Army close combat clasp by Rolf Michaelis
Although the German generals guaranteed Hitler to beat the Soviet Union within four to six weeks in 1941, the battles lasted for nearly four years and ended with the defeat of the German Reich. In those four years the Wehrmacht had to face extremes like never before. The geographic as well as demographic characteristics of the USSR made it impossible to lead a blitzkrieg. Moreover most soldiers were physically and emotionally exhausted.
Two of these extremes were the soviet strategy „infantry mass assault“ and the the fact that the warriors often had to fight in close combats. These fights were normally turf battles in which the enemies ran towards the trench, jumped into it and started to fight the warriors hidden there, face to face with bayonets,
Introducing the close combat clasp
As this type of warfare wasn't very common on the western front, but widely used during the Russian campaign, Hitler created the close combat clasp on the 25th November 1942 as „a visible sign and appreciation of heroic fighting in close contact with the enemy as well as incentive for the fulfilment of their duty“.
From the 1st December 1942, every soldier had the possibility to count „close combat days“, which were days on which the soldiers saw „the white in the enemy's eyes“. It didn't matter whether this happened during an attack or while defending themselves.

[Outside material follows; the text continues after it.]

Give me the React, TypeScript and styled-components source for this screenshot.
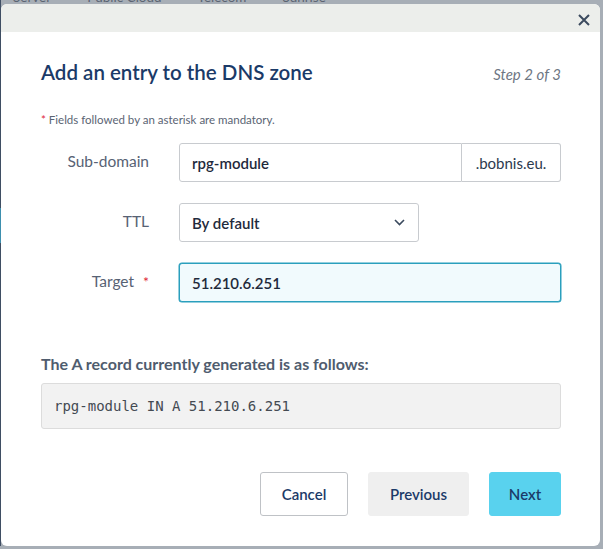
import React from "react";
import styled, { createGlobalStyle } from "styled-components";

const Global = createGlobalStyle`
  html, body { margin: 0; padding: 0; }
  body {
    width: 603px; height: 549px; overflow: hidden;
    background: #a7aeb6;
    font-family: Lato, "Open Sans", sans-serif;
  }
  * { box-sizing: border-box; }
`;

const Page = styled.div`
  position: relative;
  width: 603px;
  height: 549px;
  display: flex;
`;

const SideStrip = styled.div`
  width: 1px;
  height: 549px;
  background: linear-gradient(
    to bottom,
    #3f4e63 0px, #3f4e63 208px,
    #3d8fae 208px, #3d8fae 243px,
    #3f4e63 243px, #3f4e63 546px,
    #a7aeb6 546px
  );
`;

const Nav = styled.div`
  display: flex;
  gap: 36px;
  margin-top: -11px;
  padding-left: 12px;
  font-size: 13.5px;
  color: #5b6472;
  height: 20px;
`;

const Modal = styled.div`
  position: absolute;
  left: 1px;
  top: 4px;
  width: 599px;
  height: 542px;
  background: #fff;
  border-radius: 6px;
  overflow: hidden;
  display: flex;
  flex-direction: column;
`;

const HeaderBand = styled.div`
  height: 29px;
  background: #eceeeb;
  display: flex;
  justify-content: flex-end;
  align-items: center;
  padding-right: 9px;
`;

const CloseButton = styled.button`
  width: 14px;
  height: 14px;
  padding: 0;
  border: 0;
  background: transparent;
  display: flex;
  align-items: center;
  justify-content: center;
  cursor: pointer;
  margin-top: 3px;
`;

const Body = styled.div`
  padding: 28px 39px 30px 40px;
  display: flex;
  flex-direction: column;
`;

const TitleRow = styled.div`
  display: flex;
  justify-content: space-between;
  align-items: baseline;
  height: 24px;
`;

const Title = styled.h1`
  margin: 0;
  font-size: 20.5px;
  line-height: 24px;
  font-weight: 600;
  color: #1b3a68;
`;

const Step = styled.span`
  font-style: italic;
  font-size: 15px;
  color: #6e7683;
`;

const Note = styled.p`
  margin: 29px 0 0 0;
  font-size: 11.5px;
  line-height: 14px;
  color: #5a6473;
`;

const Star = styled.span`
  color: #e0283a;
`;

const Form = styled.div`
  margin-top: 16px;
  display: grid;
  grid-template-columns: 108px 1fr;
  column-gap: 30px;
  row-gap: 21px;
  align-items: center;
`;

const Label = styled.label`
  text-align: right;
  font-size: 15.5px;
  color: #576274;
  margin-top: -3px;
`;

const LabelStar = styled.span`
  color: #e0283a;
  margin-left: 9px;
  font-size: 14px;
`;

const InputGroup = styled.div`
  display: flex;
  height: 39px;
`;

const TextField = styled.div<{ $focused?: boolean; $joined?: boolean }>`
  flex: 1;
  height: 39px;
  display: flex;
  align-items: center;
  padding-left: 12px;
  font-size: 15px;
  font-weight: 600;
  color: #1f2a3c;
  border: 1px solid ${(p) => (p.$focused ? "#2a9fbd" : "#c8cbcf")};
  background: ${(p) => (p.$focused ? "#f1fafd" : "#fff")};
  border-radius: ${(p) => (p.$joined ? "3px 0 0 3px" : "3px")};
  box-shadow: ${(p) => (p.$focused ? "0 0 0 0.5px #2a9fbd" : "none")};
`;

const Addon = styled.div`
  width: 99px;
  height: 39px;
  border: 1px solid #c8cbcf;
  border-left: 0;
  border-radius: 0 3px 3px 0;
  display: flex;
  align-items: center;
  justify-content: center;
  font-size: 15px;
  color: #2c3a4e;
`;

const Select = styled.div`
  width: 240px;
  height: 39px;
  border: 1px solid #c8cbcf;
  border-radius: 3px;
  display: flex;
  align-items: center;
  justify-content: space-between;
  padding: 0 13px 0 12px;
  font-size: 15px;
  font-weight: 600;
  color: #1f2a3c;
`;

const SummaryTitle = styled.h2`
  margin: 52px 0 0 0;
  font-size: 16px;
  line-height: 20px;
  font-weight: 700;
  color: #4f5c6e;
`;

const CodeBox = styled.div`
  margin-top: 9px;
  height: 46px;
  background: #f2f2f2;
  border: 1px solid #dcdcdc;
  border-radius: 3px;
  display: flex;
  align-items: center;
  padding-left: 12px;
  font-family: "DejaVu Sans Mono", "Liberation Mono", monospace;
  font-size: 14px;
  color: #444a52;
`;

const Actions = styled.div`
  margin-top: 43px;
  display: flex;
  justify-content: flex-end;
  gap: 20px;
`;

const Button = styled.button<{ $variant: "outline" | "muted" | "primary"; $w: number }>`
  width: ${(p) => p.$w}px;
  height: 44px;
  border-radius: 3px;
  font-family: inherit;
  font-size: 15px;
  font-weight: 600;
  color: #1b3a68;
  cursor: pointer;
  border: 1px solid
    ${(p) => (p.$variant === "outline" ? "#bfc2c6" : p.$variant === "muted" ? "#efefef" : "#59d2ee")};
  background: ${(p) => (p.$variant === "outline" ? "#fff" : p.$variant === "muted" ? "#efefef" : "#59d2ee")};
`;

export default function App() {
  return (
    <>
      <Global />
      <Page>
        <SideStrip />
        <Nav>
          <span>Server</span>
          <span>Public Cloud</span>
          <span>Telecom</span>
          <span>Sunrise</span>
        </Nav>
        <Modal>
          <HeaderBand>
            <CloseButton aria-label="Close">
              <svg width="12" height="12" viewBox="0 0 12 12">
                <path d="M1 1 L11 11 M11 1 L1 11" stroke="#3b4a5e" strokeWidth="2" strokeLinecap="butt" />
              </svg>
            </CloseButton>
          </HeaderBand>
          <Body>
            <TitleRow>
              <Title>Add an entry to the DNS zone</Title>
              <Step>Step 2 of 3</Step>
            </TitleRow>
            <Note>
              <Star>*</Star> Fields followed by an asterisk are mandatory.
            </Note>
            <Form>
              <Label>Sub-domain</Label>
              <InputGroup>
                <TextField $joined>rpg-module</TextField>
                <Addon>.bobnis.eu.</Addon>
              </InputGroup>
              <Label>TTL</Label>
              <Select>
                <span>By default</span>
                <svg width="11" height="7" viewBox="0 0 11 7">
                  <path d="M1 1 L5.5 5.5 L10 1" fill="none" stroke="#3b4a5e" strokeWidth="1.6" />
                </svg>
              </Select>
              <Label>
                Target<LabelStar>*</LabelStar>
              </Label>
              <InputGroup>
                <TextField $focused>51.210.6.251</TextField>
              </InputGroup>
            </Form>
            <SummaryTitle>The A record currently generated is as follows:</SummaryTitle>
            <CodeBox>rpg-module IN A 51.210.6.251</CodeBox>
            <Actions>
              <Button $variant="outline" $w={88}>Cancel</Button>
              <Button $variant="muted" $w={101}>Previous</Button>
              <Button $variant="primary" $w={72}>Next</Button>
            </Actions>
          </Body>
        </Modal>
      </Page>
    </>
  );
}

After the creation of the anti-partisan war badge on the 30th January 1944, only soldiers who fought against regular troops received the close combat clasp.
There were three levels
- Level (bronze) for 15 close combat days, for severely injured soldiers 10 close combat days
- Level (silver) for 30 close combat days, for severely injured soldiers 20 close combat days
- Level (gold) for 50 close combat days, for severely injured soldiers 40 close combat days
For 15 months at the eastern front soldiers could get up to 15 close combat days
For 12 months at the eastern front soldiers could get up to 10 close combat days
First, the medal (97 x 27mm) was produced from non-ferrous metal, later from refined zinc and coloured according to the level. In the center of the clasp there were the two typical close combat weapons -bayonet and stick hand grenade- surrounded by oak leaves, beneath the Reichs-eagle. Behind the center there was a dark or slightly blue piece of metal. At either side four bigger oak leaves and rays were added. On the backside there was a needle, which could be closed at the left side to fix the clasp to the uniform.